Arithmetic shifting seems to be machine specific though. C doesn't guaranty it.
C does arithmetic for signed values and logical for unsigned values. MIPS has instructions to do either in 1 cycle.
That's also a thing which confused me at first when I read the Super FX instruction set (it also has a DIV2 which is ASR except for input 0xFFFF which becomes 0 but notably no LSL nor ASL) since I've worked on 65816 ASM (SNES dev) which only has ASL and LSR but no LSL nor ASR.

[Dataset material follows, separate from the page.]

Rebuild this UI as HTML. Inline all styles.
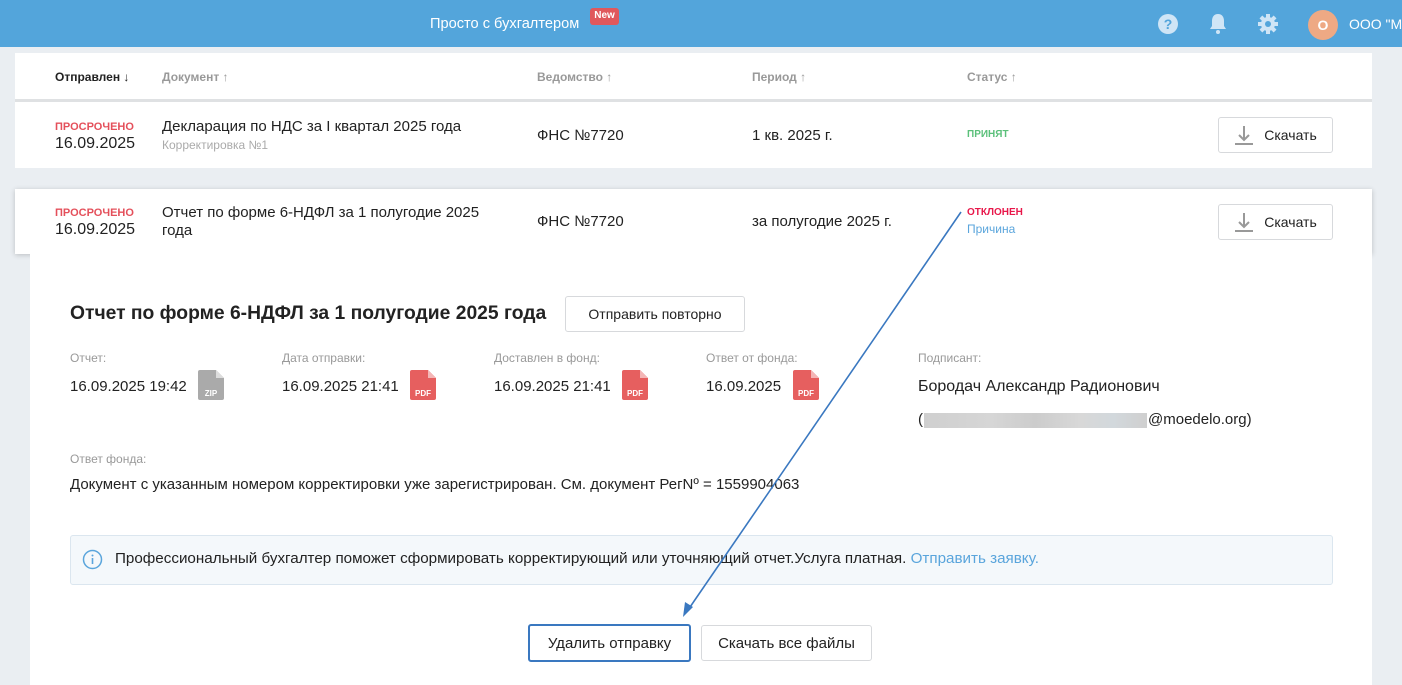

Fun fact: The 65xx ASL is actually a logical shift because ASL doesn't take the overflow flag (i.e. an "unexpected" change from negative to positive and vice versa) into account. It seems like the only reason why they're named that way is to make it easier to see the direction the shift applies, lol.
thank you kaze for ruining coding for someone somewhere at some point
My favorite instance of int bit manipulation to do float math faster is absolutely the fast inverse square root. You (probably) know it, you (probably) love it. Take the bits of a float, turn them into an int, bit shift it, subtract from 0x5f3759df, and convert back to a float. Improve the approximation with Newton's method and you're done!
i have a video about the fast inv sqrt on n64 too if you wanna see how i use it
You just exploded heads of many cleancoders 🤯😜
In 8-bit assembly were not caches but pressing every cycle form hardware was a norm 😂
Nice tricks by they way 💪
Gotta love the "BIT slide"
Reminder: the possibilites of just a combination of 2 bits for every bit
Is the sum of the assigned numbers to bits.
Basically, a factorial bit for addition
Its 1+2+3...
You get it.
And 4 bits is an nightmare. Especially in minecraft.
Some really neat tricks in this video, but dude, honestly at a certain point it might be worth just hacking gcc to add a pass that does some of these transformations for you since they’re so mechanical 😂. Or even just a write preprocessor that takes sane C and spits out optimized C (you could do this with python’s pycparser for instance).
When you said “cast the function signature” I let out an audible “oh god!”